Lord Durant: A gentleman knows when to use his sword and when to lay it down. Have you forgotten, Lynch, that was what you once were?
Lynch: I'm not a gentleman; I'm an Irishman!
Lynch: Here you are, my lord
[handing over a cutlass]
Lynch: . The blade, you know, is very sharp.
Lord Durant: Unlike your wit.
Nick: This girl is trouble, Ned. A pirate in love is like a fish out of water. Both are where they shouldn't be. But only the fish has sense enough to know it.
Nick: There once was a maiden named Starkey who had an affair with a darkey. The result of her sins was quadruplets, not twins: One white, one black, and two khaki.
Lord Durant: Draw the curtains. The farce is ended!
[Durant's dying words as he falls from the balcony]
[as newly-freed Jane Barnet and Captain Lynch kiss]
Nick: We've come to make war, Captain, not love!
Lynch: [talking to Jane in his rowboat after she hs dived in the sea for a nude swim] What do you want? Well, girl, it's a lot easier to get off a ship with no clothes on than to get back onto a ship with no clothes on.
Chaplain: [Referring to Nick, who is about to be hanged] Has he lived a religious life?
Major Folly: No matter. He shall have a Christian death!
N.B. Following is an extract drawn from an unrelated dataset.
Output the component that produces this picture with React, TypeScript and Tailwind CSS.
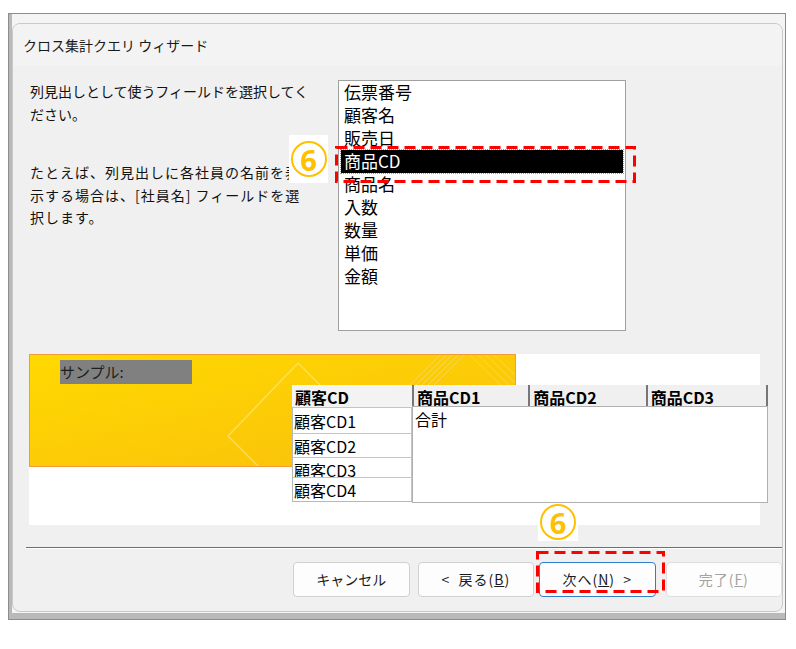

Jane Barnet: [turning around to see the Captain] How long have you been sitting there?
Lynch: A very long time.
Jane Barnet: [laughs softly] You move quietly.
Lynch: Yes, girl, I do.
Jane Barnet: It's natural among thieves.
Lynch: Beg your pardon, Ma'am. I'm not a thief. I'm a pirate and good to be called one.
Jane Barnet: Will you give me back what you stole from my family?
Jane Barnet: Then, sir, you are a thief!
Lynch: [after a pause] As you please.
Nick: [Hoping that the outnumbered Major Folly will not fight to a certain death] It would be a major blunder, Major Folly.
Nick: A woman's place is between the sheets. I suspect there's more to this wench than that.